_Information given_
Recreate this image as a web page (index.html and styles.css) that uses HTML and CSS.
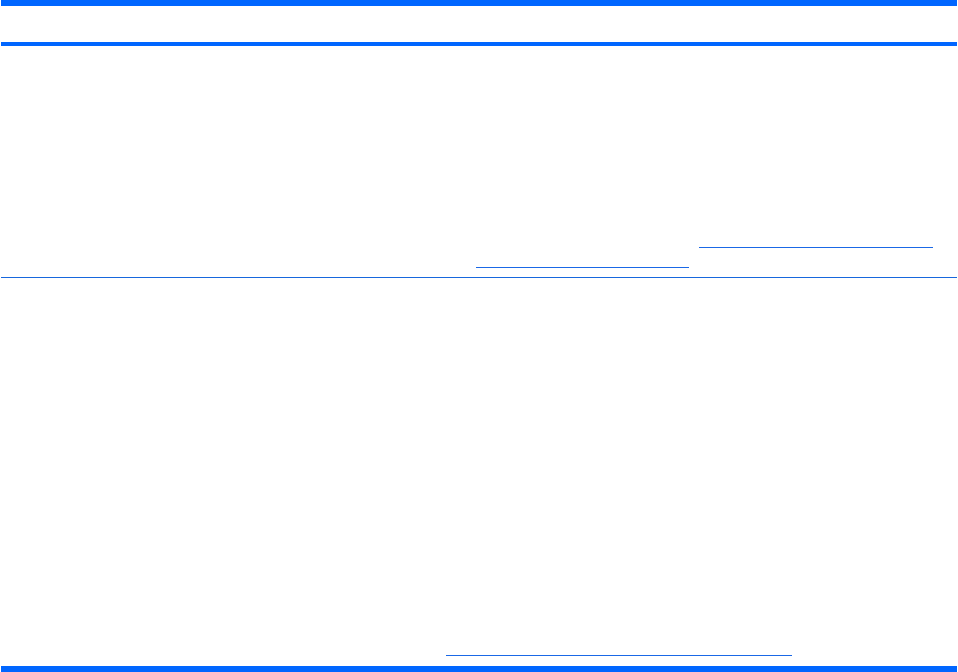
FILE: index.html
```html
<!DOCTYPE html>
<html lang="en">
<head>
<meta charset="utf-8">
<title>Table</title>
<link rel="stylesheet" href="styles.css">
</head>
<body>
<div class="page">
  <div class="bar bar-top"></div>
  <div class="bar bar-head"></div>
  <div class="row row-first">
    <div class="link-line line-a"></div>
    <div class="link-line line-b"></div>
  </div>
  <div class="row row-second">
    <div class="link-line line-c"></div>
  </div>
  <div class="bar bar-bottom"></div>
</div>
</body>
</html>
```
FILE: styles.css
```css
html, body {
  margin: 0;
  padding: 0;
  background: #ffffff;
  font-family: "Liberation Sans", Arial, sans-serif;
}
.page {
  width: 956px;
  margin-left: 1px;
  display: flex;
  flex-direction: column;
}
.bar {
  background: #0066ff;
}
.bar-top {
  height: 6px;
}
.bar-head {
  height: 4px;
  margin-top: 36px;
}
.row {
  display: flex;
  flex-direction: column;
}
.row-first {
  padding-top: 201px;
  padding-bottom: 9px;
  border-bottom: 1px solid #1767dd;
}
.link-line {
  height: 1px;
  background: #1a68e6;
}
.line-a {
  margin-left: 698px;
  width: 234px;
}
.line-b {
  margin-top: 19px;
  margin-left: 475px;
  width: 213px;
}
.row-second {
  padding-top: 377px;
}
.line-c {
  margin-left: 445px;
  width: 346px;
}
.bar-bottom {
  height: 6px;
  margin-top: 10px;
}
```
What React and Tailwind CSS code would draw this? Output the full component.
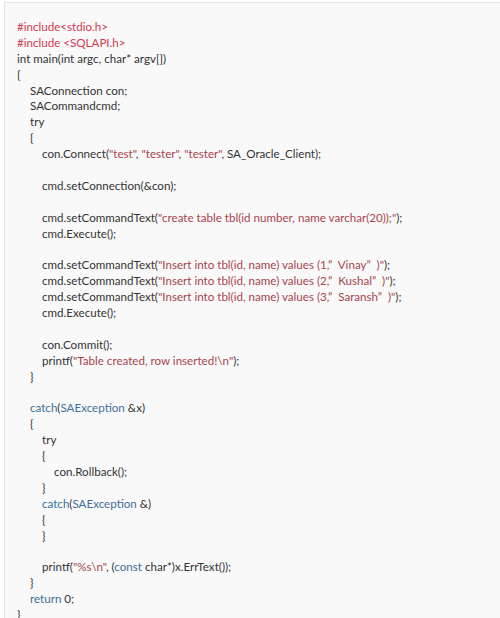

_Exercise goal_
Omit the pictures. Transcribe every record exactly.

_Solution to the exercise_
Recreate this image as a web page (index.html and styles.css) that uses HTML and CSS.
FILE: index.html
```html
<!DOCTYPE html>
<html lang="en">
<head>
<meta charset="utf-8">
<title>Table</title>
<link rel="stylesheet" href="styles.css">
</head>
<body>
<div class="page">
  <div class="bar bar-top"></div>
  <div class="bar bar-head"></div>
  <div class="row row-first">
    <div class="link-line line-a"></div>
    <div class="link-line line-b"></div>
  </div>
  <div class="row row-second">
    <div class="link-line line-c"></div>
  </div>
  <div class="bar bar-bottom"></div>
</div>
</body>
</html>
```
FILE: styles.css
```css
html, body {
  margin: 0;
  padding: 0;
  background: #ffffff;
  font-family: "Liberation Sans", Arial, sans-serif;
}
.page {
  width: 956px;
  margin-left: 1px;
  display: flex;
  flex-direction: column;
}
.bar {
  background: #0066ff;
}
.bar-top {
  height: 6px;
}
.bar-head {
  height: 4px;
  margin-top: 36px;
}
.row {
  display: flex;
  flex-direction: column;
}
.row-first {
  padding-top: 201px;
  padding-bottom: 9px;
  border-bottom: 1px solid #1767dd;
}
.link-line {
  height: 1px;
  background: #1a68e6;
}
.line-a {
  margin-left: 698px;
  width: 234px;
}
.line-b {
  margin-top: 19px;
  margin-left: 475px;
  width: 213px;
}
.row-second {
  padding-top: 377px;
}
.line-c {
  margin-left: 445px;
  width: 346px;
}
.bar-bottom {
  height: 6px;
  margin-top: 10px;
}
```
What React and Tailwind CSS code would draw this? Output the full component.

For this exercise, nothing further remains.